Jeffrey Marshall Ames appeals from an order denying, as impermissibly successive, his motion for post-conviction relief pursuant to rule 3.850, Florida Rules of Criminal Procedure. Finding error in the trial court’s ruling, we reverse.
Ames was convicted of one count of sexual battery, one count of armed burglary, and one count of armed robbery. He was sentenced to three life sentences, two to run concurrently and one to run consecutively. He appealed his conviction and sentence and this court vacated two of the three three-year minimum mandatory sentences imposed by the lower court. Ames v. State, 449 So.2d 826 (Fla. 1st DCA 1984). The Florida Supreme Court affirmed. State v. Ames, 467 So.2d 994 (Fla.1985). Ames filed one previous motion for post-conviction relief, alleging that appellant’s trial counsel was ineffective. The trial court denied the motion on the ground that it failed to allege facts sufficient to comply with Strickland v. Washington, 466 U.S. 668, 104 S.Ct. 2052, 80 L.Ed.2d 674 (1984). Ames appealed, but alleges that he dismissed his appeal on the advice of a fellow inmate “para-legal” who informed him that his motion was indeed insufficient.

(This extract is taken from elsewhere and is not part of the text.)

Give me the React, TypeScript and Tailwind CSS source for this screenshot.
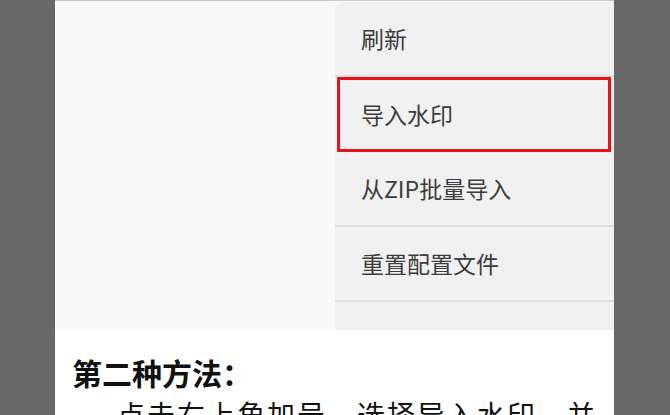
const MENU_ITEMS = ['刷新', '导入水印', '从ZIP批量导入', '重置配置文件']

const FONT = '"Noto Sans CJK SC", "Noto Sans", sans-serif'

function App() {
  return (
    <div
      className="flex h-[415px] w-[670px] overflow-hidden bg-[#686868]"
      style={{ fontFamily: FONT }}
    >
      <div className="w-[55px] shrink-0 bg-[#686868]" />

      <div className="flex w-[559px] shrink-0 flex-col bg-white">
        <div className="flex h-[330px] shrink-0 border-t border-[#c9c9c9] bg-[#f8f8f8]">
          <div className="flex-1" />
          <ul className="mt-[1px] w-[279px] shrink-0 rounded-tl-lg bg-[#f1f1f1]">
            {MENU_ITEMS.map((item, index) => (
              <li
                className={
                  index === 1
                    ? 'ml-[2px] mr-[3px] flex h-[75px] items-center border-[3px] border-[#e3151b] pl-[21px] text-[23px] text-[#3c3c3c]'
                    : 'flex h-[75px] items-center border-b-2 border-[#dedede] pl-[26px] text-[23px] text-[#3c3c3c]'
                }
                key={item}
              >
                {item}
              </li>
            ))}
          </ul>
        </div>

        <div className="px-[17px] pt-[21px] leading-[42px] text-[#111]">
          <h2 className="text-[30px] font-bold">第二种方法：</h2>
          <p className="pl-[45px] text-[28px] tracking-[2px]">
            点击右上角加号，选择导入水印，并
          </p>
        </div>
      </div>

      <div className="flex-1 bg-[#686868]" />
    </div>
  )
}

export default App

Ames then filed the present motion, alleging additional facts in support of the claimed ineffective assistance of counsel plus additional grounds that he was denied the right to a fair trial and meaningful appellate review. The trial court issued an *466order directing the state attorney to show cause why appellant’s motion should not be granted. The state attorney responded by filing a motion to dismiss, alleging it was a successive motion raising the same ground for relief. The trial judge found “that the motion seeks the same relief as the Defendant’s first motion” and dismissed it “for failure to allege new and different grounds for relief.”
Ames appealed the denial of this rule 3.850 motion, and we asked the attorney general’s office to respond. The response we received suggested only that the appellant’s motion was impermissibly successive and an abuse of process. The attorney general’s brief failed to address any of appellant’s contentions on the merits, and attached only those portions of the record that pertained to the issue of succes-siveness.
Rule 3.850 provides as follows:
A second or successive motion may be dismissed if the judge finds that it fails to allege new or different grounds for relief and the prior determination was on the merits or, if new and different grounds are alleged, the judge finds that the failure of the movant or his attorney to assert those grounds in a prior motion constituted an abuse of the procedure governed by these rules.
In Hampton v. State, 504 So.2d 57 (Fla. 1st DCA 1987), this court held, in accord with the plain language of the rule quoted above, that a successive motion raising the same grounds for relief can only be denied as an abuse of process if the prior determination was on the merits. See also Roth v. State, 479 So.2d 848 (Fla. 3d DCA 1985). It is clear from the record before us that Ames’s prior motion was not denied on the merits, rather it was found to be legally insufficient. Ames’s motion has alleged additional facts in support of the claimed denial of effective assistance of counsel. Thus, the trial court erred in summarily dismissing the motion for failure to allege “new or different grounds.” We therefore reverse and remand for the trial court to consider the legal sufficiency of the additional facts to support the stated ground based on ineffective assistance of counsel. If the additional facts are legally sufficient, the court shall proceed to a disposition of the motion on the merits under Rule 3.850.
We find no error in dismissing the motion as to the grounds relating to denial of the right to a fair trial and meaningful appellate review. Those allegations should be considered, however, in relation to the alleged ineffective assistance of counsel.
REVERSED and REMANDED.
JOANOS, WIGGINTON and ZEHMER, JJ., concur.